- _Source data_
.....

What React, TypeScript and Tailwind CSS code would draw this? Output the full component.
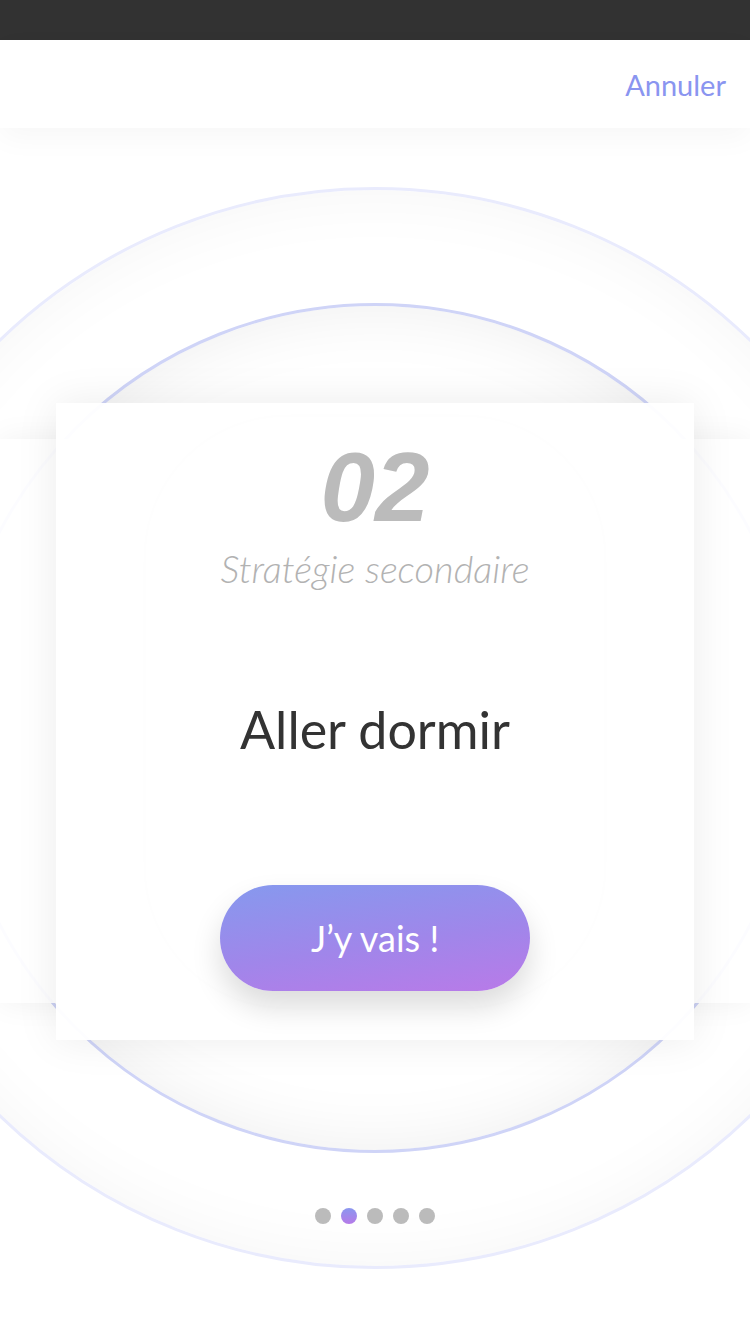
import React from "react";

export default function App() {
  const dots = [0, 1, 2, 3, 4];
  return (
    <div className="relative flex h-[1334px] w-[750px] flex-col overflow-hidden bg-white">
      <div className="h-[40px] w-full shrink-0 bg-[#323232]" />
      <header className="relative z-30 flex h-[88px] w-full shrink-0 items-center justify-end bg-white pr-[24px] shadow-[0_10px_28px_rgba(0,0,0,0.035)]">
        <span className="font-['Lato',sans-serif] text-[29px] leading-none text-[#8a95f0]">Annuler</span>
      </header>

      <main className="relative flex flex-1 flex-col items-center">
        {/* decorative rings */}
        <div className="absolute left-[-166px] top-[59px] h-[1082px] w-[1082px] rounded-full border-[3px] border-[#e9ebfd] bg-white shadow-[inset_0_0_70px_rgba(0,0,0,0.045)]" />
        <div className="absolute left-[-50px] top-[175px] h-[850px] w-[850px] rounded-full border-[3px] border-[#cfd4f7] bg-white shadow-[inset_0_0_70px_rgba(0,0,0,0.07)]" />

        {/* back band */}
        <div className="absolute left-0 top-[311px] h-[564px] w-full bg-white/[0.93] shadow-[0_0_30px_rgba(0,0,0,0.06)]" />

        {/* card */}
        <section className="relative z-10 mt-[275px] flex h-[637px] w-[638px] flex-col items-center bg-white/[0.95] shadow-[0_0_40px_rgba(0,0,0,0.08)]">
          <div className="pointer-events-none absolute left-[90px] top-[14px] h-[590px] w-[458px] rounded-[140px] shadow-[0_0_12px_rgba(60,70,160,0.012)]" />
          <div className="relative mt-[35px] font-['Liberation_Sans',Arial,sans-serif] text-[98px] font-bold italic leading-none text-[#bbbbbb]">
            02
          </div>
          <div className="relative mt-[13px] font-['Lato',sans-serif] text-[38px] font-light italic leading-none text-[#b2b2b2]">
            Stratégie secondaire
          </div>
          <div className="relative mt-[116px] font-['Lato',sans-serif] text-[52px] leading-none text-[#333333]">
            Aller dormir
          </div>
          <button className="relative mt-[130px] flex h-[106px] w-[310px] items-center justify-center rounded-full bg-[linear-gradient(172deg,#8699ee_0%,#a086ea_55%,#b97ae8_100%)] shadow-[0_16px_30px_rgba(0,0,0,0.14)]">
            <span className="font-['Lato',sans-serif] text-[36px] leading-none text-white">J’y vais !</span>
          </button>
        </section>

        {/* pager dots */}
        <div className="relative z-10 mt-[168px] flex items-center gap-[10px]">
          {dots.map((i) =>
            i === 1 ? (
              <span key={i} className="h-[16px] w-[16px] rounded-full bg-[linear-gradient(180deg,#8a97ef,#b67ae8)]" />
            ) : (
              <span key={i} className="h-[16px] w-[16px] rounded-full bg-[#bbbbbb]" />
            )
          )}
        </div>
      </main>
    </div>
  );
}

.....

- _Problem to solve_
Take the lines from the start of the material to the line with "import React from", both included, and transcribe them exactly without the pictures.

- _Solution_
What React, TypeScript and Tailwind CSS code would draw this? Output the full component.
import React from "react";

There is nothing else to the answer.